Non-respect des règles et principes de valeur constitutionnelle
Les conditions posées par le Conseil constitutionnel en 1977 ont été encore précisées en 1986. En effet, dans sa décision no 86-207 DC des 25 et 26 juin 1986 (Rec. 61), le Conseil a pris soin de rappeler que « les dispositions d'une loi d'habilitation ne sauraient avoir ni pour objet ni pour effet de dispenser le Gouvernement, dans l'exercice des pouvoirs qui lui sont conférés en application de l'article 38 de la Constitution, du respect des règles et principes de valeur constitutionnelle » en ajoutant que « il appartient au Conseil constitutionnel, d'une part, de vérifier que la loi d'habilitation ne comporte aucune disposition qui permettrait de méconnaître ces règles et principes, d'autre part, de n'admettre la conformité à la Constitution que sous l'expresse condition qu'elle soit interprétée et appliquée dans le strict respect de la Constitution » (paragraphes 14 et 15).
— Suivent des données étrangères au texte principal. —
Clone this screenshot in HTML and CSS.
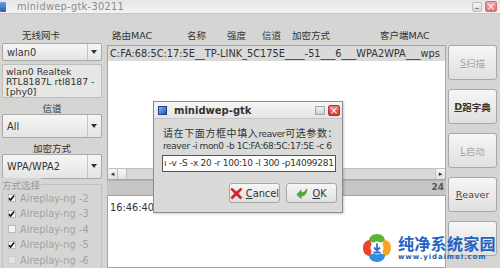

Il résulte de ces différentes décisions que le Conseil constitutionnel doit non seulement vérifier si les conditions posées par l'article 38 de la Constitution sont bien respectées mais que, s'agissant de textes législatifs déjà rédigés et non futurs, il doit apprécier le contenu des codes projetés en vérifiant au fond le respect des exigences constitutionnelles au regard de tous les éléments du bloc de constitutionnalité, en soulevant d'office moyens et conclusions d'inconstitutionnalité auxquels peuvent donner lieu le contenu des codes auxquels fait référence le texte de loi contesté.
On n'en donnera qu'un exemple concernant l'enseignement supérieur.
Dans sa décision no 83-165 DC du 20 janvier 1984 concernant la loi relative à l'enseignement supérieur, le Conseil constitutionnel a refusé l'abrogation intégrale de la loi du 12 novembre 1968, dite loi Edgar Faure, en considérant que la loi nouvelle ne comportait pas toutes les garanties statutaires bénéficiant aux enseignants-chercheurs qui existaient dans la loi de 1968, c'est-à-dire en particulier le principe d'indépendance des professeurs d'université, reconnu par le Conseil constitutionnel comme un principe de valeur constitutionnelle. En d'autres termes, le Conseil constitutionnel n'a accepté la modification de libertés constitutionnelles par le législateur que dans le sens du renforcement des garanties fondamentales.
Le passage de la décision du 20 janvier 1984 est le suivant :
« Considérant que si l'abrogation des dispositions de la loi ancienne contraires aux dispositions de la loi nouvelle ainsi que le maintien en vigueur de la réglementation ancienne jusqu'à son remplacement par une réglementation nouvelle n'appellent pas d'observations du point de vue de leur conformité à la Constitution, en revanche l'abrogation totale de la loi d'orientation du 12 novembre 1968 dont certaines dispositions donnaient aux enseignants des garanties conformes aux exigences constitutionnelles qui n'ont pas été remplacées dans la présente loi par des garanties équivalentes n'est pas conforme à la Constitution. »
Ceci signifie que les garanties constitutionnelles en matière de personnel d'enseignement supérieur ne peuvent être conservées qu'en laissant coexister les lois Faure de 1968 et Savary de 1984. Or, la codification actuelle ne reprend évidemment que les dispositions de la loi de 1984 et abroge totalement la loi de 1968, ce qui fait que les garanties fondamentales inscrites dans la décision du Conseil constitutionnel ne se trouvent plus inscrites dans la loi, c'est-à-dire dans le code.
Ainsi, on le voit, la loi d'habilitation, permettant l'édiction d'un « code de l'éducation », conduit à une abrogation implicite de dispositions législatives antérieures conservées par le Conseil constitutionnel en fonction d'un contrôle de constitutionnalité au fond, dispositions qui disparaîtraient si le code était édicté.
Pour ces différents motifs, la loi contestée doit être déclarée contraire à la Constitution.